** BEGIN **

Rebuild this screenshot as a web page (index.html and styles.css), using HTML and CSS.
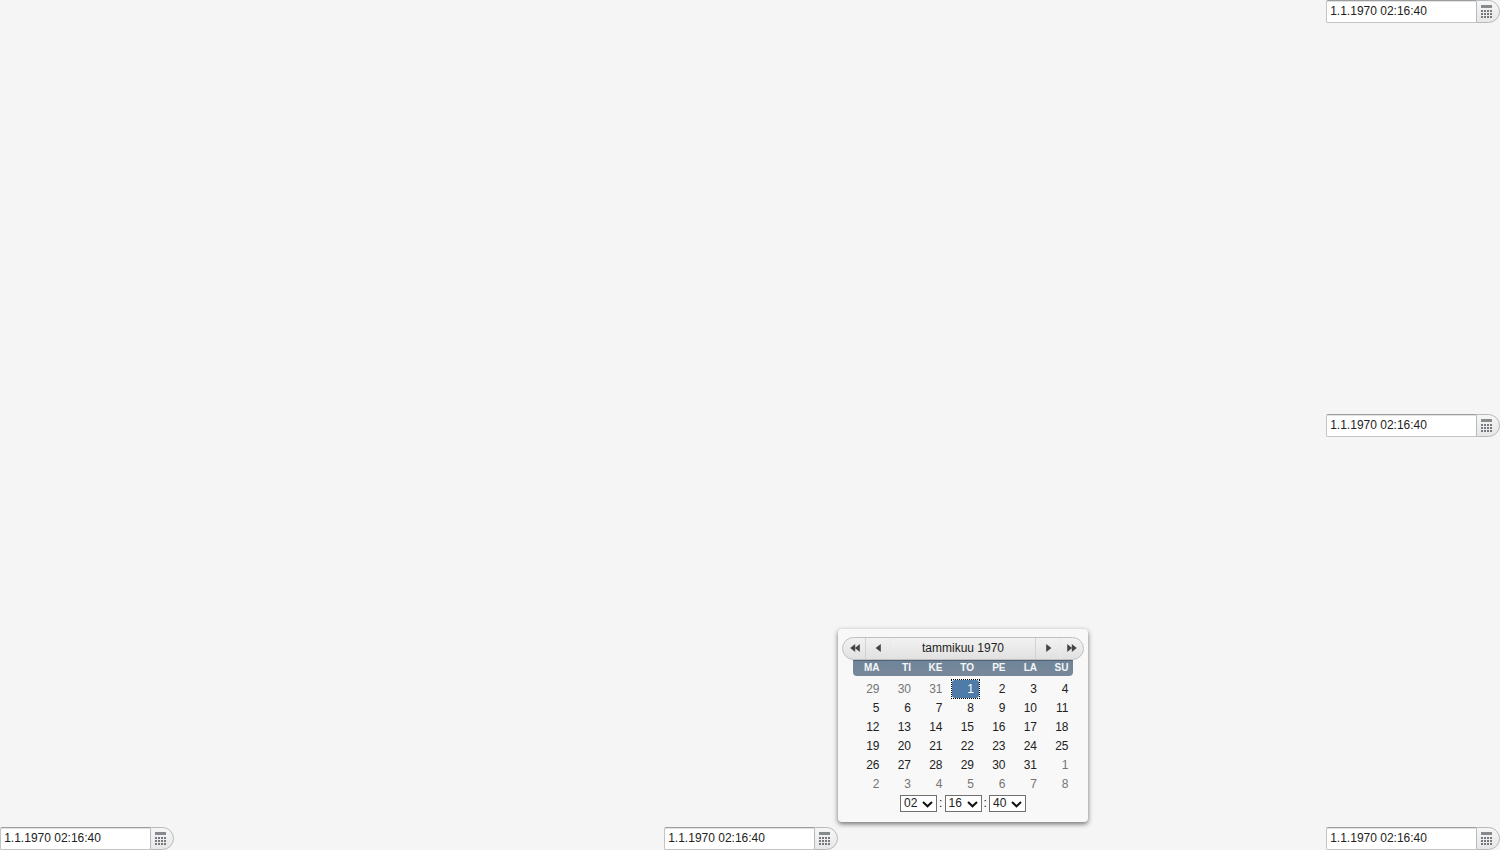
FILE: index.html
```html
<!DOCTYPE html>
<html lang="fi">
<head>
<meta charset="utf-8">
<title>Date fields</title>
<link rel="stylesheet" href="styles.css">
</head>
<body>
<svg class="defs" width="0" height="0">
  <symbol id="cal" viewBox="0 0 11 13">
    <path fill="#858a8f" d="M0 0h11v3H0z"/>
    <path fill="#75797d" d="M0 5h2v2H0zM3 5h2v2H3zM6 5h2v2H6zM9 5h2v2H9zM0 8h2v2H0zM3 8h2v2H3zM6 8h2v2H6zM9 8h2v2H9zM0 11h2v2H0zM3 11h2v2H3zM6 11h2v2H6zM9 11h2v2H9z"/>
  </symbol>
  <symbol id="one" viewBox="0 0 10 8"><path d="M7.8 0v8L2.6 4z"/></symbol>
  <symbol id="two" viewBox="0 0 10 8"><path d="M5.2 0v8L.2 4zM9.8 0v8L5 4z"/></symbol>
  <symbol id="chev" viewBox="0 0 11 7"><path fill="none" stroke="#111" stroke-width="2" d="M1 1l4.5 4.3L10 1"/></symbol>
</svg>
<main class="page">
  <div class="row end">
    <div class="field"><div class="input">1.1.1970 02:16:40</div><div class="button"><svg><use href="#cal"/></svg></div></div>
  </div>
  <div class="row end">
    <div class="field"><div class="input">1.1.1970 02:16:40</div><div class="button"><svg><use href="#cal"/></svg></div></div>
  </div>
  <div class="row bottom">
    <div class="field"><div class="input">1.1.1970 02:16:40</div><div class="button"><svg><use href="#cal"/></svg></div></div>
    <div class="field"><div class="input">1.1.1970 02:16:40</div><div class="button"><svg><use href="#cal"/></svg></div></div>
    <div class="field"><div class="input">1.1.1970 02:16:40</div><div class="button"><svg><use href="#cal"/></svg></div></div>
  </div>
</main>
<section class="popup">
  <div class="nav">
    <span class="step"><svg><use href="#two"/></svg></span>
    <span class="step"><svg><use href="#one"/></svg></span>
    <span class="month">tammikuu 1970</span>
    <span class="step flip"><svg><use href="#one"/></svg></span>
    <span class="step flip last"><svg><use href="#two"/></svg></span>
  </div>
  <div class="week"><span>MA</span><span>TI</span><span>KE</span><span>TO</span><span>PE</span><span>LA</span><span>SU</span></div>
  <div class="days">
    <span class="off">29</span><span class="off">30</span><span class="off">31</span><span class="selected">1</span><span>2</span><span>3</span><span>4</span>
    <span>5</span><span>6</span><span>7</span><span>8</span><span>9</span><span>10</span><span>11</span>
    <span>12</span><span>13</span><span>14</span><span>15</span><span>16</span><span>17</span><span>18</span>
    <span>19</span><span>20</span><span>21</span><span>22</span><span>23</span><span>24</span><span>25</span>
    <span>26</span><span>27</span><span>28</span><span>29</span><span>30</span><span>31</span><span class="off">1</span>
    <span class="off">2</span><span class="off">3</span><span class="off">4</span><span class="off">5</span><span class="off">6</span><span class="off">7</span><span class="off">8</span>
  </div>
  <div class="time">
    <span class="select">02<svg><use href="#chev"/></svg></span><span class="colon">:</span><span class="select">16<svg><use href="#chev"/></svg></span><span class="colon">:</span><span class="select">40<svg><use href="#chev"/></svg></span>
  </div>
</section>
</body>
</html>
```
FILE: styles.css
```css
* { box-sizing: border-box; }
body {
  margin: 0;
  background: #f5f5f5;
  color: #222;
  font: 12px/18px "Liberation Sans", Arial, sans-serif;
  overflow: hidden;
}
.defs { position: absolute; }
.page { height: 850px; display: flex; flex-direction: column; justify-content: space-between; }
.row { display: flex; }
.end { justify-content: flex-end; }
.bottom { display: grid; grid-template-columns: 664px 662px 174px; }
.field { display: flex; width: 174px; height: 23px; }
.input {
  width: 150px;
  padding: 1px 3.2px;
  background: #fff;
  border: 1px solid #c4c4c4;
  border-top-color: #9c9d9d;
  border-right: 0;
  border-radius: 2px 0 0 2px;
  box-shadow: inset 0 1px 0 #e2e2e2;
}
.button {
  width: 24px;
  padding: 4px 0 0 4px;
  border: 1px solid #b8b9ba;
  border-radius: 0 12px 12px 0;
  background: linear-gradient(#f6f6f6, #e7e7e7);
}
.button svg { display: block; width: 11px; height: 13px; }
.popup {
  position: absolute;
  left: 838px;
  top: 629px;
  width: 250px;
  height: 193px;
  padding: 8px 4px 0;
  background: #f8f8f8;
  border-radius: 4px;
  box-shadow: 0 2px 5px rgba(0, 0, 0, .55);
}
.nav {
  display: flex;
  width: 242px;
  height: 23px;
  border: 1px solid #bfc0c1;
  border-radius: 12px;
  background: linear-gradient(#f2f2f2, #e1e1e1);
}
.step {
  width: 23px;
  display: flex;
  align-items: center;
  justify-content: center;
  border-right: 1px solid #d2d2d2;
}
.step svg { width: 10px; height: 8px; margin-bottom: 1px; fill: #454545; }
.step:first-child svg { margin-left: 1px; }
.step + .step { width: 25px; border-right-color: #e9e9e9; }
.step.flip { width: 25px; border-right: 0; border-left: 1px solid #d2d2d2; padding-left: 1px; }
.step.flip.last { width: 23px; border-left-color: #e9e9e9; padding-right: 2px; }
.flip svg { transform: scaleX(-1); }
.month { flex: 1; text-align: center; line-height: 20px; }
.week {
  display: grid;
  grid-template-columns: repeat(7, 31.5px);
  width: 220px;
  height: 16px;
  margin-left: 11px;
  border-top: 1px solid #536373;
  border-radius: 0 0 4px 4px;
  background: linear-gradient(#70859a, #778899);
  color: #f4f6f8;
  font-weight: bold;
  font-size: 10px;
  line-height: 14px;
}
.week span { text-align: right; padding-right: 5px; }
.days {
  display: grid;
  grid-template-columns: repeat(7, 31.5px);
  grid-auto-rows: 19px;
  width: 220px;
  margin: 3px 0 0 11px;
  line-height: 20px;
}
.days span { text-align: right; padding-right: 5px; }
.days .off { color: #757575; }
.days .selected {
  position: relative;
  width: 27px;
  height: 18px;
  margin: 1px 0 0 4.5px;
  border-radius: 3px;
  background: #4e7ba7;
  color: #fff;
  line-height: 18px;
}
.selected::after {
  content: "";
  position: absolute;
  inset: -1px;
  border: 1px dotted #000;
}
.time { display: flex; justify-content: center; padding-top: 2px; }
.select {
  display: flex;
  align-items: center;
  justify-content: space-between;
  width: 37px;
  height: 17px;
  padding: 0 3px;
  border: 1px solid #707070;
  background: #fff;
  line-height: 15px;
}
.select svg { width: 11px; height: 7px; margin-top: 1px; }
.colon { width: 7.5px; text-align: center; line-height: 17px; }
```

** END **

EXERCISE DESCRIPTION - Reproduce every line above as written, skipping pictures.

EXERCISE ANSWER -
Rebuild this screenshot as a web page (index.html and styles.css), using HTML and CSS.
FILE: index.html
```html
<!DOCTYPE html>
<html lang="fi">
<head>
<meta charset="utf-8">
<title>Date fields</title>
<link rel="stylesheet" href="styles.css">
</head>
<body>
<svg class="defs" width="0" height="0">
  <symbol id="cal" viewBox="0 0 11 13">
    <path fill="#858a8f" d="M0 0h11v3H0z"/>
    <path fill="#75797d" d="M0 5h2v2H0zM3 5h2v2H3zM6 5h2v2H6zM9 5h2v2H9zM0 8h2v2H0zM3 8h2v2H3zM6 8h2v2H6zM9 8h2v2H9zM0 11h2v2H0zM3 11h2v2H3zM6 11h2v2H6zM9 11h2v2H9z"/>
  </symbol>
  <symbol id="one" viewBox="0 0 10 8"><path d="M7.8 0v8L2.6 4z"/></symbol>
  <symbol id="two" viewBox="0 0 10 8"><path d="M5.2 0v8L.2 4zM9.8 0v8L5 4z"/></symbol>
  <symbol id="chev" viewBox="0 0 11 7"><path fill="none" stroke="#111" stroke-width="2" d="M1 1l4.5 4.3L10 1"/></symbol>
</svg>
<main class="page">
  <div class="row end">
    <div class="field"><div class="input">1.1.1970 02:16:40</div><div class="button"><svg><use href="#cal"/></svg></div></div>
  </div>
  <div class="row end">
    <div class="field"><div class="input">1.1.1970 02:16:40</div><div class="button"><svg><use href="#cal"/></svg></div></div>
  </div>
  <div class="row bottom">
    <div class="field"><div class="input">1.1.1970 02:16:40</div><div class="button"><svg><use href="#cal"/></svg></div></div>
    <div class="field"><div class="input">1.1.1970 02:16:40</div><div class="button"><svg><use href="#cal"/></svg></div></div>
    <div class="field"><div class="input">1.1.1970 02:16:40</div><div class="button"><svg><use href="#cal"/></svg></div></div>
  </div>
</main>
<section class="popup">
  <div class="nav">
    <span class="step"><svg><use href="#two"/></svg></span>
    <span class="step"><svg><use href="#one"/></svg></span>
    <span class="month">tammikuu 1970</span>
    <span class="step flip"><svg><use href="#one"/></svg></span>
    <span class="step flip last"><svg><use href="#two"/></svg></span>
  </div>
  <div class="week"><span>MA</span><span>TI</span><span>KE</span><span>TO</span><span>PE</span><span>LA</span><span>SU</span></div>
  <div class="days">
    <span class="off">29</span><span class="off">30</span><span class="off">31</span><span class="selected">1</span><span>2</span><span>3</span><span>4</span>
    <span>5</span><span>6</span><span>7</span><span>8</span><span>9</span><span>10</span><span>11</span>
    <span>12</span><span>13</span><span>14</span><span>15</span><span>16</span><span>17</span><span>18</span>
    <span>19</span><span>20</span><span>21</span><span>22</span><span>23</span><span>24</span><span>25</span>
    <span>26</span><span>27</span><span>28</span><span>29</span><span>30</span><span>31</span><span class="off">1</span>
    <span class="off">2</span><span class="off">3</span><span class="off">4</span><span class="off">5</span><span class="off">6</span><span class="off">7</span><span class="off">8</span>
  </div>
  <div class="time">
    <span class="select">02<svg><use href="#chev"/></svg></span><span class="colon">:</span><span class="select">16<svg><use href="#chev"/></svg></span><span class="colon">:</span><span class="select">40<svg><use href="#chev"/></svg></span>
  </div>
</section>
</body>
</html>
```
FILE: styles.css
```css
* { box-sizing: border-box; }
body {
  margin: 0;
  background: #f5f5f5;
  color: #222;
  font: 12px/18px "Liberation Sans", Arial, sans-serif;
  overflow: hidden;
}
.defs { position: absolute; }
.page { height: 850px; display: flex; flex-direction: column; justify-content: space-between; }
.row { display: flex; }
.end { justify-content: flex-end; }
.bottom { display: grid; grid-template-columns: 664px 662px 174px; }
.field { display: flex; width: 174px; height: 23px; }
.input {
  width: 150px;
  padding: 1px 3.2px;
  background: #fff;
  border: 1px solid #c4c4c4;
  border-top-color: #9c9d9d;
  border-right: 0;
  border-radius: 2px 0 0 2px;
  box-shadow: inset 0 1px 0 #e2e2e2;
}
.button {
  width: 24px;
  padding: 4px 0 0 4px;
  border: 1px solid #b8b9ba;
  border-radius: 0 12px 12px 0;
  background: linear-gradient(#f6f6f6, #e7e7e7);
}
.button svg { display: block; width: 11px; height: 13px; }
.popup {
  position: absolute;
  left: 838px;
  top: 629px;
  width: 250px;
  height: 193px;
  padding: 8px 4px 0;
  background: #f8f8f8;
  border-radius: 4px;
  box-shadow: 0 2px 5px rgba(0, 0, 0, .55);
}
.nav {
  display: flex;
  width: 242px;
  height: 23px;
  border: 1px solid #bfc0c1;
  border-radius: 12px;
  background: linear-gradient(#f2f2f2, #e1e1e1);
}
.step {
  width: 23px;
  display: flex;
  align-items: center;
  justify-content: center;
  border-right: 1px solid #d2d2d2;
}
.step svg { width: 10px; height: 8px; margin-bottom: 1px; fill: #454545; }
.step:first-child svg { margin-left: 1px; }
.step + .step { width: 25px; border-right-color: #e9e9e9; }
.step.flip { width: 25px; border-right: 0; border-left: 1px solid #d2d2d2; padding-left: 1px; }
.step.flip.last { width: 23px; border-left-color: #e9e9e9; padding-right: 2px; }
.flip svg { transform: scaleX(-1); }
.month { flex: 1; text-align: center; line-height: 20px; }
.week {
  display: grid;
  grid-template-columns: repeat(7, 31.5px);
  width: 220px;
  height: 16px;
  margin-left: 11px;
  border-top: 1px solid #536373;
  border-radius: 0 0 4px 4px;
  background: linear-gradient(#70859a, #778899);
  color: #f4f6f8;
  font-weight: bold;
  font-size: 10px;
  line-height: 14px;
}
.week span { text-align: right; padding-right: 5px; }
.days {
  display: grid;
  grid-template-columns: repeat(7, 31.5px);
  grid-auto-rows: 19px;
  width: 220px;
  margin: 3px 0 0 11px;
  line-height: 20px;
}
.days span { text-align: right; padding-right: 5px; }
.days .off { color: #757575; }
.days .selected {
  position: relative;
  width: 27px;
  height: 18px;
  margin: 1px 0 0 4.5px;
  border-radius: 3px;
  background: #4e7ba7;
  color: #fff;
  line-height: 18px;
}
.selected::after {
  content: "";
  position: absolute;
  inset: -1px;
  border: 1px dotted #000;
}
.time { display: flex; justify-content: center; padding-top: 2px; }
.select {
  display: flex;
  align-items: center;
  justify-content: space-between;
  width: 37px;
  height: 17px;
  padding: 0 3px;
  border: 1px solid #707070;
  background: #fff;
  line-height: 15px;
}
.select svg { width: 11px; height: 7px; margin-top: 1px; }
.colon { width: 7.5px; text-align: center; line-height: 17px; }
```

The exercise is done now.